### Supplied material
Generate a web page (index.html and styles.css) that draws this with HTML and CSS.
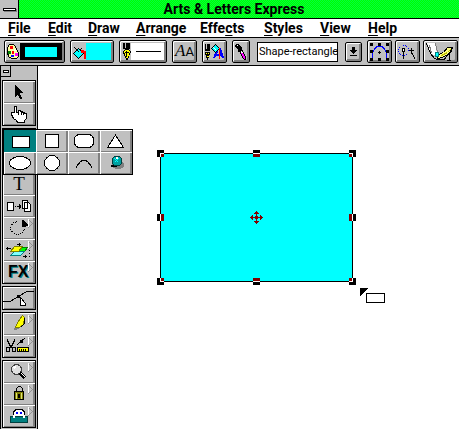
FILE: index.html
```html
<!DOCTYPE html>
<html lang="en">
<head>
<meta charset="utf-8">
<title>Arts &amp; Letters Express</title>
<link rel="stylesheet" href="styles.css">
</head>
<body>
<svg width="0" height="0" class="defs" aria-hidden="true">
  <defs>
    <g id="more"><path d="M25.500 2.500l4 4-4 4z" fill="#c0c0c0" stroke="#909090"/><path d="M25 2h1v8h-1z" fill="#fff"/></g>
    <g id="nib"><path d="M1 0h7v6H1z" fill="#000"/><path d="M3 0h1v5H3z" fill="#c0c0c0"/><path d="M1.500 8.500l2-2h3l2 2-1 4-2.500 4-2.500-4z" fill="#ffff00" stroke="#000"/><path d="M4.500 8v6M3 9.500h4" stroke="#000"/></g>
    <g id="bucket"><path d="M1.500 6.500l5-5 5 5-5 5z" fill="#00ffff" stroke="#000"/><path d="M2.500 .5l5 5M9.500 1.500l-2 2" stroke="#000" fill="none"/></g>
  </defs>
</svg>
<div class="window">
  <header class="titlebar">
    <button class="system" aria-label="System menu"><span></span></button>
    <h1>Arts &amp; Letters Express</h1>
  </header>

  <nav class="menubar">
    <button><u>F</u>ile</button>
    <button><u>E</u>dit</button>
    <button><u>D</u>raw</button>
    <button><u>A</u>rrange</button>
    <button>Effe<u>c</u>ts</button>
    <button><u>S</u>tyles</button>
    <button><u>V</u>iew</button>
    <button><u>H</u>elp</button>
  </nav>

  <div class="toolbar">
    <button class="raised color" aria-label="Color">
      <svg width="59" height="20" viewBox="0 0 59 20">
        <path d="M15 1h42v17H15z"/><path d="M20 5h32v10H20z" fill="#00ffff"/>
        <path d="M4.500 2.500h4l2 2 1 3 2 3v4l-2 2h-5l-3-2-1-4v-5z" fill="#ffffa0" stroke="#000"/>
        <path d="M5 4h3v3H5z" fill="#f00"/><path d="M9 7h2v2H9z" fill="#fff"/><path d="M3 9h3v3H3z" fill="#008000"/><path d="M7 9h2v3H7z" fill="#f00"/><path d="M10 11h3v3h-3z" fill="#f0f"/><path d="M6 13h3v2H6z" fill="#00f"/>
      </svg>
    </button>
    <button class="raised fill" aria-label="Fill">
      <svg width="42" height="20" viewBox="0 0 42 20">
        <path d="M15 1h25v17H15z" fill="#00ffff"/><use href="#bucket" x="1" y="5"/><path d="M10 8h3v1h2v8h-2v-6h-3z" fill="#f00"/>
      </svg>
    </button>
    <button class="raised line" aria-label="Line">
      <svg width="46" height="20" viewBox="0 0 46 20">
        <path d="M11 1h33v17H11z" fill="#fff"/><path d="M16 9h25v1H16z"/><use href="#nib" x="2" y="1"/>
      </svg>
    </button>
    <button class="raised square letters" aria-label="Text attributes"><i>A</i><b>A</b></button>
    <button class="raised square" aria-label="All attributes">
      <svg width="23" height="20" viewBox="0 0 23 20">
        <path d="M2 2h5v7H2z"/><path d="M3 2h1v5H3z" fill="#c0c0c0"/><path d="M2.500 10.500h4l-1 4-1 2-1-2z" fill="#ffff00" stroke="#000"/><path d="M4.500 10v4" stroke="#000"/>
        <path d="M11 16l4-9h2l3 9M13 13h6" stroke="#0000ff" stroke-width="2" fill="none"/>
        <path d="M8.500 6.500l4-4 4 4-4 4z" fill="#00ffff" stroke="#000"/><path d="M10.500 5.500l3 3" stroke="#fff"/><path d="M16 6h1v11h-1z" fill="#f00"/>
      </svg>
    </button>
    <button class="raised dropper" aria-label="Eyedropper">
      <svg width="16" height="20" viewBox="0 0 16 20">
        <path d="M3 2h3l2 3 1 1v2H7v2H5V7L2 5V3z"/><path d="M6.500 8.500l2-1 4 7v3l-2-1z" fill="#fff" stroke="#000"/><path d="M8 11h2l2 4v2h-1z" fill="#f0f"/><path d="M4 3h1v1H4z" fill="#fff"/>
      </svg>
    </button>
    <div class="combo">
      <input type="text" aria-label="Style" value="Shape-rectangle">
      <button class="raised drop" aria-label="Show styles">
        <svg width="15" height="18" viewBox="0 0 15 18"><path d="M6 4h3v3h2v1h-1v1H9v1H8v1H7v-1H6V9H5V8H4V7h2zM4 12h7v1H4z"/></svg>
      </button>
    </div>
    <div class="modes">
      <button class="raised square" aria-label="Edit points">
        <svg width="23" height="20" viewBox="0 0 23 20">
          <path d="M4.500 16v-5l2-4 3-3h4l3 3 2 4v5" fill="none" stroke="#0000ff"/>
          <path d="M2 1h3v3H2zM10 1h3v3h-3zM18 1h3v3h-3zM2 8h3v3H2zM18 8h3v3h-3zM2 16h3v3H2zM10 16h3v3h-3zM18 16h3v3h-3zM11 9h1v3h-1zM10 10h3v1h-3z"/>
        </svg>
      </button>
      <button class="raised square" aria-label="Snap">
        <svg width="23" height="20" viewBox="0 0 23 20">
          <circle cx="7.500" cy="8.500" r="5" fill="none" stroke="#0000ff" stroke-dasharray="1 1"/>
          <path d="M6 6h3v4H6zM7 10h1v7H7zM13 8h5v1h-5zM15 6h1v5h-1z"/><path d="M7 7h1v2H7z" fill="#fff"/><path d="M15.500 10.500l4 7" stroke="#000"/>
        </svg>
      </button>
      <button class="raised wide" aria-label="Clean up">
        <svg width="33" height="20" viewBox="0 0 33 20">
          <path d="M3 1h8l2 10-3 2-3-1z" fill="#fff"/><path d="M5.500 3.500l2 8M11.500 1.500l2 9" stroke="#808080" fill="none"/><path d="M2.500 1.500l4 10 4 5 3 1" fill="none" stroke="#000"/>
          <path d="M12 17.500h8l8-9" fill="none" stroke="#000"/><path d="M14.500 12.500l5-2 4-5h5l-3 6-7 4-5 1z" fill="#ffff80" stroke="#000"/><path d="M17.500 13.500l6-3 3-3" stroke="#c0c000" fill="none"/>
          <path d="M11 10h3v4h-3z" fill="#00ffff" stroke="#008080"/><path d="M23 18.500h4M25.500 12v6" stroke="#000"/>
        </svg>
      </button>
    </div>
  </div>

  <main class="workspace">
    <aside class="palette">
      <button class="close" aria-label="Palette menu"><span></span></button>
      <div class="groups">
        <div class="group">
          <button class="tool" aria-label="Select"><svg viewBox="0 0 32 22"><path d="M12 4h1v1h1v1h1v1h1v1h1v1h1v1h1v1h1v1h-3v2h1v2h1v2h-2v-1h-1v-2h-1v-1h-1v1h-1v1h-1z"/></svg></button>
          <button class="tool" aria-label="Hand"><svg viewBox="0 0 32 22"><path d="M11.500 3.500h2v6h2v-2h2v1h2v1h2v1h2v5l-2 2v2h-7l-1-2-3-2-2-4v-2h3z" fill="#fff" stroke="#000"/><path d="M15.500 9v3M18.500 9v3M20.500 10v2" stroke="#000"/></svg></button>
        </div>
        <div class="group">
          <button class="tool" aria-label="Rectangle"></button>
          <button class="tool" aria-label="Ellipse"></button>
          <button class="tool letter" aria-label="Text">T</button>
          <button class="tool" aria-label="Duplicate"><svg viewBox="0 0 32 22"><path d="M4.500 7.500h6v8h-6zM19.500 5.500h5v8h-5zM21.500 7.500h4l2 2v7h-6z" fill="#fff" stroke="#000"/><path d="M12 11h1v1h-1zM14 11h4v1h-4zM16 9h1v5h-1zM17 10h1v3h-1z"/></svg></button>
          <button class="tool" aria-label="Rotate"><svg viewBox="0 0 32 22"><path d="M14.500 4.500l-4 1-3 4v3l3 4 4 1 5-2 2-4" fill="none" stroke="#000" stroke-dasharray="1 1"/><path d="M19 3h1l6 6h-3v1h-4z"/><use href="#more"/></svg></button>
          <button class="tool" aria-label="Warp"><svg viewBox="0 0 32 22"><path d="M17.500 8.500h7l-3 4h-7z" fill="#00ff00" stroke="#008000"/><path d="M11.500 12.500h10l-4 4h-10z" fill="#80ffff" stroke="#008080"/><path d="M11.500 7.500h8l-4 5h-8z" fill="#ffff00" stroke="#808000"/><path d="M4.500 8v3M3 9.500h5M14 5.500h4M16.500 4v3M20 17.500h4M22.500 16v3" stroke="#000"/><path d="M26.500 11v7" stroke="#000" stroke-dasharray="1 2"/><use href="#more"/></svg></button>
          <button class="tool fx" aria-label="Effects"><span>FX</span><svg viewBox="0 0 32 22"><use href="#more"/></svg></button>
        </div>
        <div class="group">
          <button class="tool" aria-label="Edit curve"><svg viewBox="0 0 32 22"><path d="M0 14.500h7l5-3 5-3 7-4h7" fill="none" stroke="#000"/><path d="M14 8h3v3h-3z"/><path d="M17.500 10.500v8h5v-2z" fill="#fff" stroke="#000"/></svg></button>
        </div>
        <div class="group">
          <button class="tool" aria-label="Highlighter"><svg viewBox="0 0 32 22"><path d="M12.500 14.500l2-5 5-7 2 2-1 7-4 3z" fill="#ffff00" stroke="#808000"/><path d="M21.500 4.500v6l-4 4" fill="none" stroke="#000"/><path d="M11 15h5l-4 2z" fill="#fff" stroke="#808080"/><use href="#more"/></svg></button>
          <button class="tool" aria-label="Cut and measure"><svg viewBox="0 0 32 22"><path d="M4 4h1v2h1v2h1v2h2V8h1V6h1V4h1v3h-1v2h-1v2H9v2H7v-2H6V9H5V7H4z"/><path d="M3.500 12.500h3v4h-3zM9.500 12.500h3v4h-3z" fill="none" stroke="#000"/><path d="M14.500 9.500l8-7" stroke="#000"/><path d="M17 5h3v3h-3z"/><path d="M14.500 12.500h11v4h-11z" fill="#ffff00" stroke="#000"/><path d="M16.500 14v2M18.500 14v2M20.500 14v2M22.500 14v2" stroke="#000"/><use href="#more"/></svg></button>
        </div>
        <div class="group">
          <button class="tool" aria-label="Zoom"><svg viewBox="0 0 32 22"><circle cx="13.500" cy="8.500" r="5" fill="#e0e0e0" stroke="#404040"/><path d="M10.500 7.500l2-2" stroke="#fff" stroke-width="2"/><path d="M17 12l5 5" stroke="#000" stroke-width="3"/><path d="M18 12l4 4" stroke="#fff"/><use href="#more"/></svg></button>
          <button class="tool" aria-label="Lock"><svg viewBox="0 0 32 22"><path d="M13.500 9.500v-4l2-2h2l2 2v4" fill="none" stroke="#000"/><path d="M11.500 8.500h9v8h-9z" fill="#808000" stroke="#000"/><path d="M13.500 10v6M18.500 10v6" stroke="#e0e080"/><path d="M15 11h2v4h-2z"/><use href="#more"/></svg></button>
          <button class="tool" aria-label="Hide"><svg viewBox="0 0 32 22"><path d="M10.500 11V7l3-3h5l3 3v4z" fill="#fff" stroke="#000"/><path d="M13 7h2v2h-2zM17 7h2v2h-2z" fill="#0000ff"/><path d="M7.500 11.500h17v6h-17z" fill="#008080" stroke="#004040"/><path d="M10 10h2v3h-2zM20 10h2v3h-2z" fill="#fff"/><use href="#more"/></svg></button>
        </div>
      </div>
      <div class="flyout">
        <button class="tool selected" aria-label="Rectangle shape"><svg viewBox="0 0 32 22"><path d="M8.500 6.500h17v11h-17z" fill="#fff" stroke="#000"/></svg></button>
        <button class="tool" aria-label="Square"><svg viewBox="0 0 32 22"><path d="M9.500 4.500h13v13h-13z" fill="#fff" stroke="#000"/></svg></button>
        <button class="tool" aria-label="Rounded rectangle"><svg viewBox="0 0 32 22"><rect x="6.500" y="4.500" width="19" height="13" rx="5" fill="#fff" stroke="#000"/></svg></button>
        <button class="tool" aria-label="Triangle"><svg viewBox="0 0 32 22"><path d="M15.500 5l8 12.500h-16z" fill="#fff" stroke="#000"/></svg></button>
        <button class="tool" aria-label="Ellipse shape"><svg viewBox="0 0 32 22"><ellipse cx="16" cy="11" rx="10.500" ry="6.500" fill="#fff" stroke="#000"/></svg></button>
        <button class="tool" aria-label="Circle"><svg viewBox="0 0 32 22"><circle cx="16" cy="11" r="7.500" fill="#fff" stroke="#000"/></svg></button>
        <button class="tool" aria-label="Arc"><svg viewBox="0 0 32 22"><path d="M8.500 15.500v-1l4-5 2-1h3l2 1 4 5v1" fill="none" stroke="#000"/></svg></button>
        <button class="tool" aria-label="Sphere"><svg viewBox="0 0 32 22"><ellipse cx="18" cy="13" rx="6" ry="4" fill="#808080"/><path d="M11 13h6v2h-6z"/><circle cx="17" cy="9" r="5" fill="#00a0a0" stroke="#004040"/><path d="M14.500 6.500l4 4M18.500 6.500l-4 4" stroke="#00ffff"/><path d="M16 5h2v2h-2z" fill="#fff"/></svg></button>
      </div>
    </aside>

    <section class="canvas" aria-label="Drawing">
      <svg class="drawing" width="229" height="154" viewBox="157 150 229 154">
        <path d="M160.500 153.500h192v128h-192z" fill="#00ffff" stroke="#000"/>
        <path d="M157 150h7v7h-7zM253 150h7v7h-7zM349 150h7v7h-7zM157 214h7v7h-7zM349 214h7v7h-7zM157 278h7v7h-7zM253 278h7v7h-7zM349 278h7v7h-7z"/>
        <path d="M160 153h4v4h-4zM253 153h7v4h-7zM349 153h4v4h-4zM160 214h4v7h-4zM349 214h4v7h-4zM160 278h4v4h-4zM253 278h7v4h-7zM349 278h4v4h-4z" fill="#fff"/>
        <path d="M161 154h3v3h-3zM253 154h7v3h-7zM349 154h3v3h-3zM161 214h3v7h-3zM349 214h3v7h-3zM161 278h3v3h-3zM253 278h7v3h-7zM349 278h3v3h-3z" fill="#800000"/>
        <path d="M256 211h1v1h1v1h1v1h-2v2h1v1h2v-2h1v1h1v1h1v1h-1v1h-1v1h-1v-2h-2v1h-1v2h2v1h-1v1h-1v1h-1v-1h-1v-1h-1v-1h2v-2h-1v-1h-2v2h-1v-1h-1v-1h-1v-1h1v-1h1v-1h1v2h2v-1h1v-2h-2v-1h1v-1h1z" fill="#800000"/>
        <path d="M360 288h8l-8 8z"/><path d="M366.500 293.500h18v9h-18z" fill="#fff" stroke="#000"/>
      </svg>
    </section>
  </main>
</div>
</body>
</html>
```

FILE: styles.css
```css
* {
  box-sizing: border-box;
}

body {
  margin: 0;
  background: #fff;
  color: #000;
  font-family: Roboto, "Liberation Sans", sans-serif;
  font-size: 14px;
}

button {
  margin: 0;
  padding: 0;
  border: 0;
  border-radius: 0;
  background: #c0c0c0;
  color: #000;
  font: inherit;
}

svg {
  display: block;
  shape-rendering: crispEdges;
}

.defs {
  position: absolute;
}

.window {
  display: flex;
  flex-direction: column;
  min-height: 100vh;
  overflow: hidden;
}

.titlebar {
  display: flex;
  height: 19px;
  border-bottom: 1px solid #000;
  background: repeating-conic-gradient(#00ff00 0 25%, #00ff40 0 50%) 0 0 / 2px 2px;
}

.titlebar h1 {
  flex: 1;
  margin: 0;
  padding-right: 10px;
  font-size: 14px;
  font-weight: 700;
  line-height: 18px;
  text-align: center;
}

.system {
  display: grid;
  place-items: center;
  width: 19px;
  border-right: 1px solid #000;
}

.system span {
  width: 13px;
  height: 3px;
  border: 1px solid #000;
  background: #fff;
  box-shadow: 1px 1px #808080;
}

.menubar {
  display: grid;
  grid-template-columns: 40px 40px 48px 64px 64px 56px 48px auto;
  justify-content: start;
  height: 19px;
  padding-left: 8px;
  border-bottom: 1px solid #000;
}

.menubar button {
  background: none;
  font-weight: 700;
  line-height: 18px;
  text-align: left;
}

.menubar u {
  text-decoration-thickness: 1px;
  text-underline-offset: 2px;
  text-decoration-skip-ink: none;
}

.toolbar {
  display: flex;
  align-items: center;
  gap: 5px;
  height: 28px;
  padding-left: 4px;
  border-bottom: 1px solid #000;
  background: #c0c0c0;
}

.raised {
  flex: none;
  height: 23px;
  border: 1px solid #000;
  border-radius: 2px;
  box-shadow: inset 1px 1px #fff, inset -2px -2px #808080;
}

.color {
  width: 61px;
}

.fill {
  width: 44px;
}

.line {
  width: 48px;
}

.square {
  width: 25px;
}

.dropper {
  width: 18px;
}

.wide {
  width: 35px;
}

.letters {
  display: flex;
  align-items: baseline;
  justify-content: center;
  font-size: 17px;
  line-height: 20px;
}

.letters i {
  font-family: "Liberation Serif", serif;
}

.letters b {
  font-size: 13px;
  font-weight: 400;
}

.combo {
  display: flex;
  gap: 7px;
  margin-left: 2px;
}

.combo input {
  width: 81px;
  height: 20px;
  padding: 0 0 0 1px;
  border: 1px solid #000;
  border-radius: 0;
  background: #fff;
  font: 11px Roboto, "Liberation Sans", sans-serif;
}

.drop {
  width: 17px;
  height: 20px;
}

.modes {
  display: flex;
  gap: 3px;
}

.workspace {
  display: flex;
  flex: 1;
}

.palette {
  position: relative;
  flex: none;
  width: 38px;
  border: solid #000;
  border-width: 0 1px;
  background: #c0c0c0;
}

.close {
  display: grid;
  place-items: center;
  width: 10px;
  height: 11px;
  border: solid #000;
  border-width: 0 1px 1px 0;
}

.close span {
  width: 6px;
  height: 3px;
  border: 1px solid #000;
  background: #fff;
}

.groups {
  display: flex;
  flex-direction: column;
  gap: 2px;
  padding: 3px 1px 1px;
}

.group {
  border: 1px solid #000;
}

.tool {
  display: block;
  width: 32px;
  height: 22px;
  box-shadow: inset 1px 1px #fff, inset -2px -1px #808080;
}

.tool svg {
  width: 32px;
  height: 22px;
}

.letter {
  font: 19px/22px "Liberation Serif", serif;
}

.fx {
  display: grid;
}

.fx > * {
  grid-area: 1 / 1;
}

.fx span {
  padding-left: 5px;
  font: 700 16px/22px "Liberation Sans", sans-serif;
  text-align: left;
  text-shadow: 1px 1px #008080;
}

.flyout {
  position: absolute;
  top: 63px;
  left: 2px;
  display: grid;
  grid-template-columns: repeat(4, 32px);
  border: 1px solid #000;
}

.selected {
  background: #008080;
  box-shadow: none;
}

.canvas {
  position: relative;
  flex: 1;
}

.drawing {
  position: absolute;
  top: 84px;
  left: 119px;
}
```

### What is needed
Take every line above carrying "index" and return it.

### Result of this task
Generate a web page (index.html and styles.css) that draws this with HTML and CSS.
FILE: index.html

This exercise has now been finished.